The English aren’t perfect. Heck, I could list ten or more character flaws which give me chronic acid-reflux regarding the Anglo-Saxons.
ut racism isn’t one of them. I’ll come back to prejudice presently. Recently, I was in town when the canticle of the Celtic collective-consciousness, the bagpipes and drum, drifted by on the wintry breeze. It was the Glenmoriston Pipe Band whom I’d come across a time or two before.
As always, they were beguiling Bury St Edmunds shoppers like a troop of plaid pied-pipers. A rubber neck by trade and an incorrigible people-watcher from my youth, I quickly joined the jamboree, shuffling along, coming face to face with the musicians, one lady and six men puffing and thumping jubilantly. The players wore the belts, sporrans, tartan socks, garters, kilts and clan badges of the proud sons and daughters of Scotland the brave.
A woman next to me held two heavy shopping-bags while nodding her head to the tunes. Marie is English, and I asked why she was tarrying there on a cold day to hear foreign music. “Oh, I just love it,” she enthused, doubtlessly wondering why I’d asked her such a pointless question.
Judging by the way the shoppers gratefully reached into their pockets and handbags, fishing out coins to drop into the collection tin proffered by Glaswegian, Clive, who was kitted out in traditional highland dress making the rounds, I suspected Marie spoke for every Englishman in that crowd. I asked Clive how he came to Sassenach land. He replied in his broad lowland burr, “Och, I flew down.”
Ree, ree, thump, thump, reeeee! Spontaneously, two lady bystanders begin an impromptu highland fling, as more than one man taps a toe, some two toes, keeping time with the sounds of Scotland. Children to the left and right automatically march and skip, and when the energetic number ends, the street, wreathed with smiles, rings with whole-hearted handclapping. And that brings me to my point about racism.
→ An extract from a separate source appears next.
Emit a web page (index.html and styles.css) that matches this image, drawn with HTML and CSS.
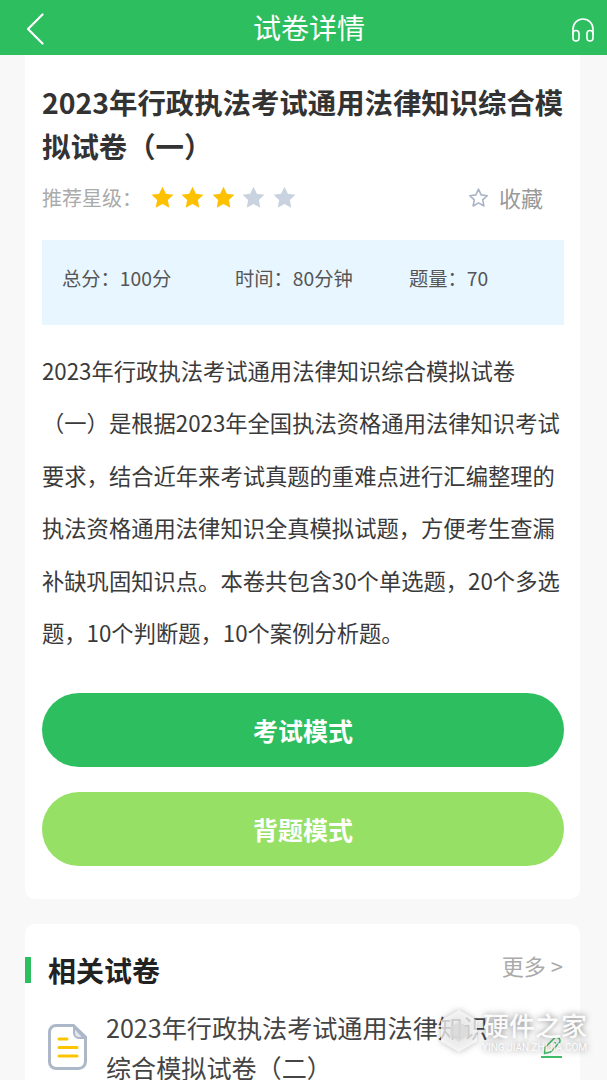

A recent media buzz word is Haters. Believe the media, and you’d think the English are the most bigoted group of haters since the Nazis. According to social networking, the thing the English hate most is, well, anything not English. But in real time, nothing could be further from the truth. The English always invite strangers to come into their gates.
Don’t take my word for it. Open yer bloomin’ eyes. You’ll see it at English market days, every country fair north, east or west, and even at neighbourhood street parties, there’s invariably a Jamaican food vendor, a Thai or Mexican pop-up restaurant, and in the busy highstreets, a Polish grocery, an Italian pizza place, or an Indian take-away permanently packed out with – wait for it – English punters of all ages who can’t get enough foreign cuisine and culture.
What? Still not convinced? Take the Glenmoriston Pipe Band. The band’s continually booked to perform at sundry local functions, from weddings to memorials and all sorts of events in between. The ensemble, consisting of a core of native Scots, some Englishmen and women, and even an American or two, is much loved according to Clive-the-money-collector. How does he know? Their popularity speaks for itself.
So. The English are the undisputed chauvinists of the UK, eh? Hmm. I’m not criticising the other nationals in these British Isles, but having taken my PhD in Wales, worked in Ireland and travelled extensively in Scotland, I’m not so sure a jingling team of hanky-waving, stick-banging Morris dancers would be as popular in their high streets. But then again, I could be wrong. I hope I am.